Whereas there is existence of research trying to address the cross cloud performance comparison, the shortcoming is that they rely on the use of existing vendor specific tools, customized for the specific cloud providers infrastructure which are then spread across different cloud providers, while in some instances the use of customized agents installed in various cloud providers’ platform.

The other outstanding shortcoming of the solutions meant to address the service choice overload problem is that they rely on synthetically generated data as opposed to relying on the actual data generated during the time the platform is in use, as well as relying on historical data of past clients.

This research addressed the existing gap by developing a cloud QoS monitoring framework from which a vendor agonistic cloud QoS monitoring model can be developed. The focus was on Software as a Service (SaaS) cloud computing solutions. In development of the framework, the research focused on the location of the QoS monitoring tool, the intention of monitoring, and the mode of access to the cloud services.

It was discovered through this research that to actualize development of a vendor neutral model, the location of the cloud QoS monitoring tools could be shifted from the cloud provider’s platform to the client devices, and use of internet browsers as the mode of access to the services.

This culminated in development of a vendor neutral SaaS cloud QoS monitoring tool, prototyped as a bowser extension, which was implemented using JavaScript, Node.js and SQLite database. To confirm the applicability of the developed vendor neutral tool, it was implemented on chrome browser. The monitoring tool developed from the vendor agonistic model was then used to monitor the QoS of five international SaaS cloud companies, which are, Salesforce, Google, Hubspot, Shopify and Microsoft.

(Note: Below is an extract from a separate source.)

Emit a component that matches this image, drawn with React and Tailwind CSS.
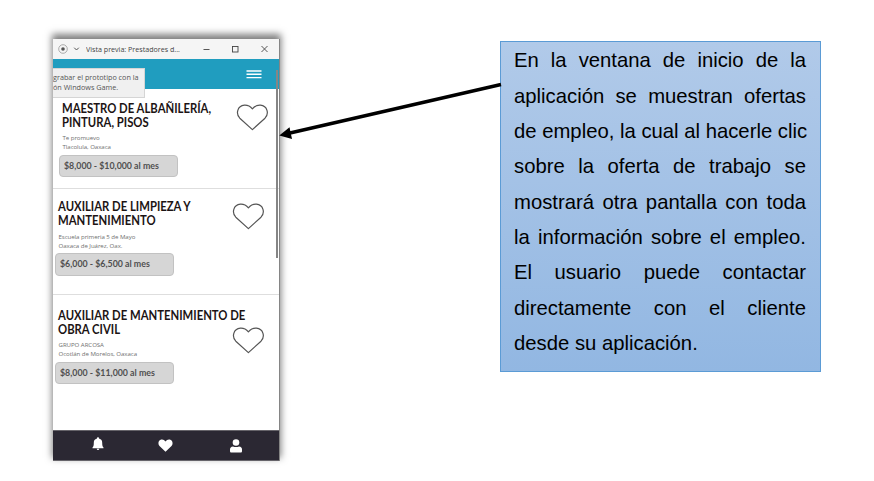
const HEART = 'M16 25.6 L3.4 14.2 C-0.8 10 0.8 1.8 8 1.2 C11.5 1 14 2.4 16 4.8 C18 2.4 20.5 1 24 1.2 C31.2 1.8 32.8 10 28.6 14.2 Z';

const jobs = [
  {
    title: ['MAESTRO DE ALBAÑILERÍA,', 'PINTURA, PISOS'],
    company: 'Te promuevo',
    place: 'Tlacolula, Oaxaca',
    pay: '$8,000 - $10,000 al mes',
    card: 'h-[100px] pt-[12.5px] pl-1.5',
    heart: 'top-[15px] left-[183px]',
  },
  {
    title: ['AUXILIAR DE LIMPIEZA Y', 'MANTENIMIENTO'],
    company: 'Escuela primeria 5 de Mayo',
    place: 'Oaxaca de Juárez, Oax.',
    pay: '$6,000 - $6,500 al mes',
    card: 'h-[106px] pt-[11px] pl-0.5',
    heart: 'top-[14px] left-[179px]',
  },
  {
    title: ['AUXILIAR DE MANTENIMIENTO DE', 'OBRA CIVIL'],
    company: 'GRUPO ARCOSA',
    place: 'Ocotlán de Morelos, Oaxaca',
    pay: '$8,000 - $11,000 al mes',
    card: 'h-[135px] pt-[13.5px] pl-0.5',
    heart: 'top-[32px] left-[179px]',
  },
];

const lines = [
  'En la ventana de inicio de la',
  'aplicación se muestran ofertas',
  'de empleo, la cual al hacerle clic',
  'sobre la oferta de trabajo se',
  'mostrará otra pantalla con toda',
  'la información sobre el empleo.',
  'El usuario puede contactar',
  'directamente con el cliente',
];

function TitleBar() {
  return (
    <div className="flex h-5 shrink-0 items-center bg-[#f5f5f5] pl-[5px] text-[#444]">
      <svg width="10" height="10" viewBox="0 0 10 10" fill="none" stroke="#999" strokeWidth="0.8">
        <circle cx="5" cy="5" r="4.3" />
        <circle cx="5" cy="5" r="1.8" fill="#555" stroke="none" />
      </svg>
      <svg className="ml-[5px]" width="7" height="6" viewBox="0 0 7 6" fill="none" stroke="#555">
        <path d="M1.2 1.7 L3.5 4 L5.8 1.7" />
      </svg>
      <span className="ml-1.5 w-[117px] origin-left scale-x-[0.89] font-['Open_Sans',sans-serif] text-[8px] leading-5 whitespace-nowrap">
        Vista previa: Prestadores d...
      </span>
      <svg width="66" height="8" viewBox="0 0 66 8" fill="none" stroke="#444" strokeWidth="0.9">
        <path d="M0.5 4.5 H6.5 M58.5 1 L64.5 7 M64.5 1 L58.5 7" />
        <rect x="29.5" y="1.5" width="5.5" height="5.5" />
      </svg>
    </div>
  );
}

function JobCard({ job }) {
  return (
    <article className={`relative shrink-0 border-b border-[#dedede] last:border-b-0 ${job.card}`}>
      <h2 className="ml-[3.2px] origin-left scale-x-[0.92] font-[Lato,sans-serif] text-[12.3px] leading-[14px] font-bold whitespace-nowrap text-[#1c1414]">
        {job.title.map((t) => (
          <span className="block" key={t}>{t}</span>
        ))}
      </h2>
      <p className="mt-[3.5px] pl-[3.5px] font-['Open_Sans',sans-serif] text-[6.1px] leading-[9px] tracking-[-0.05px] whitespace-nowrap text-[#707070]">
        <span className="block">{job.company}</span>
        <span className="block">{job.place}</span>
      </p>
      <div className="mt-[3.5px] flex h-[22.5px] w-[119px] items-center rounded-[4px] border border-[#c2c2c2] bg-[#d6d6d6] pl-1 text-[#505050]">
        <span className="origin-left scale-x-[0.96] font-[Lato,sans-serif] text-[9.2px] leading-[14px] font-bold whitespace-nowrap">
          {job.pay}
        </span>
      </div>
      <svg className={`absolute ${job.heart}`} width="32" height="27" viewBox="-0.4 0 32 27" fill="none" stroke="#555" strokeWidth="1.2" strokeLinejoin="round">
        <path d={HEART} />
      </svg>
    </article>
  );
}

function NavBar() {
  return (
    <nav className="flex h-[31px] shrink-0 items-center border-y border-[#66646a] bg-[#2b2833] text-white">
      <svg className="mb-1 ml-[39px]" width="12" height="14" viewBox="0 0 12 14" fill="currentColor">
        <path d="M6 0.3 C6.7 0.3 7 0.8 7 1.4 C9.4 2 10.2 3.6 10.2 5.8 C10.2 8.5 10.5 9.4 11.5 10.5 V11.2 H0.5 V10.5 C1.5 9.4 1.8 8.5 1.8 5.8 C1.8 3.6 2.6 2 5 1.4 C5 0.8 5.3 0.3 6 0.3 Z M4.7 11.8 H7.3 C7.1 13.4 4.9 13.4 4.7 11.8 Z" />
      </svg>
      <svg className="ml-[54px]" width="15" height="13" viewBox="0 0 15 13" fill="currentColor">
        <path d="M7.5 12.7 L1.5 7 C-0.2 5.2 0.2 2 2.2 1 C4.2 -0.1 6.2 0.7 7.5 2.6 C8.8 0.7 10.8 -0.1 12.8 1 C14.8 2 15.2 5.2 13.5 7 Z" />
      </svg>
      <svg className="ml-[57px]" width="12" height="14" viewBox="0 0 12 14" fill="currentColor">
        <circle cx="6" cy="3.5" r="3.3" />
        <path d="M3 7.4 C4.5 8.3 7.5 8.3 9 7.4 C11 7.4 12 8.7 12 10.5 V12 C12 13.2 11.5 13.6 10.5 13.6 H1.5 C0.5 13.6 0 13.2 0 12 V10.5 C0 8.7 1 7.4 3 7.4 Z" />
      </svg>
    </nav>
  );
}

export default function App() {
  return (
    <main className="relative flex h-[481px] w-[874px] items-start overflow-hidden bg-white">
      <section className="relative mt-[39px] ml-[53px] flex h-[422px] w-[227px] shrink-0 flex-col border-r border-[#858585] bg-white shadow-[0_-4px_7px_1px_rgba(0,0,0,0.5)]">
        <TitleBar />
        <header className="flex h-[30px] shrink-0 justify-end bg-[#209dbf] pt-[11px] pr-[17px]">
          <svg width="16" height="9" viewBox="0 0 16 9" stroke="white" strokeWidth="1.4">
            <path d="M0.5 1 H15.5 M0.5 4.3 H15.5 M0.5 7.6 H15.5" />
          </svg>
        </header>
        <div className="flex flex-1 flex-col">
          {jobs.map((job) => (
            <JobCard job={job} key={job.title[0]} />
          ))}
        </div>
        <NavBar />
        <div className="absolute top-[29px] left-0 h-[30px] w-[92px] border border-l-0 border-[#d5d5d5] bg-[#f0f0f0] pt-[3px] text-[#555]">
          <p className="origin-left scale-x-[0.94] font-['Open_Sans',sans-serif] text-[7.7px] leading-[10px] whitespace-nowrap">
            <span className="block">grabar el prototipo con la</span>
            <span className="block">ón Windows Game.</span>
          </p>
        </div>
        <div className="absolute top-[31px] right-px h-[188px] w-[2px] bg-[#858585]" />
      </section>
      <aside className="mt-[41px] ml-[220px] h-[331px] w-[321px] shrink-0 border border-[#5b9bd5] bg-linear-to-b from-[#b1cae9] to-[#92b7e2] pt-[1.2px] pr-[14px] pl-[13px] font-['Liberation_Sans',Arial,sans-serif] text-[20.3px] leading-[35.35px] whitespace-nowrap text-black">
        {lines.map((l) => (
          <span className="block [text-align-last:justify]" key={l}>{l}</span>
        ))}
        <span className="block">desde su aplicación.</span>
      </aside>
      <svg className="pointer-events-none absolute top-[70px] left-[270px]" width="240" height="80" viewBox="0 0 240 80">
        <path d="M231 14.5 L20 63" stroke="black" strokeWidth="3.4" />
        <path d="M9.3 65.5 L19.5 57.3 L22 68.9 Z" fill="black" />
      </svg>
    </main>
  );
}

The QoS parameters monitored by the vendor neutral tool were service stability, service response time of the service and service availability, which are the main quantitative parameters for cloud QoS as far as performance is concerned. For validation purposes, results from the vendor agnostic tool and the cloud service providers’ integrated tools were compared using a case study approach. The vendor agonistic tool proved more handy compared to the cloud providers’ integrated tools with regards to the number of QoS parameters it could monitor, as well as the fact that it can be used for performance comparison across different cloud platforms.
The vendor agonistic cloud QoS monitoring solution has capabilities to measure three main QoS metrics, namely, availability of the service, service stability and response time of the service, unlike the cloud providers’ solutions, which have capability to only measure one quantitative metric. Hubspot, Gsuite and Salesforce have a service availability measuring capability, while Shopify has a service response time and service availability capability only.

Due to its vendor neutrality, the tool can also be handy to cloud service users in so far as performance comparison across clouds is concerned for providers offering similar services, prior to the user making a choice on which cloud provider to procure for long term services.

The tool was subjected to Google docs and Microsoft 365 cloud services for comparison performance between 6th October 2020 to 27th October 2020, under the same computing platform and Internet conditions. From the comparison, the average service response time for Google was 4.47 seconds while for Microsoft was 6.04 seconds. Both platforms had an availability of 100% since at no time during experimentation did any of the platform report a platform failure leading to outage of services.

Whereas the availability is 100%, the fluctuations in the service response time were higher for Microsoft at 5.966 seconds than for Google at 2.003 seconds, meaning the Google platform was more stable than the Microsoft platform. In terms of evaluating the trustworthiness of the results reported by the different cloud computing platforms, this research developed a quantitative trust model for evaluation trust of the various cloud providers. This involved a comparison of the results from the vendor neutral model and the results from cloud provider’s embedded monitoring tools, using the common metric monitored by the two solutions, service availability, and a new parameter, confidence interval, introduced by this research.

From the trust evaluation done between 6th October 2020 to 27th October 2020, it was noted that the two compared cloud providers, Google and Microsoft, were both trustable since the results they reported were within the confidence interval of those reported by the vendor neutral model. In terms of overall performance it was found that Google performed better than Microsoft. Where a decision is to be made on whose services to procure, the user can factor in the decision making process this performance measures. Future works from this research could be extended to monitor infrastructure as a service based as well as platform as a service based cloud solutions. Additional works could also focus on other common aspects used by all cloud providers at the client side, for example the operating system, where the monitoring capability could be installed as a utility on the operating system.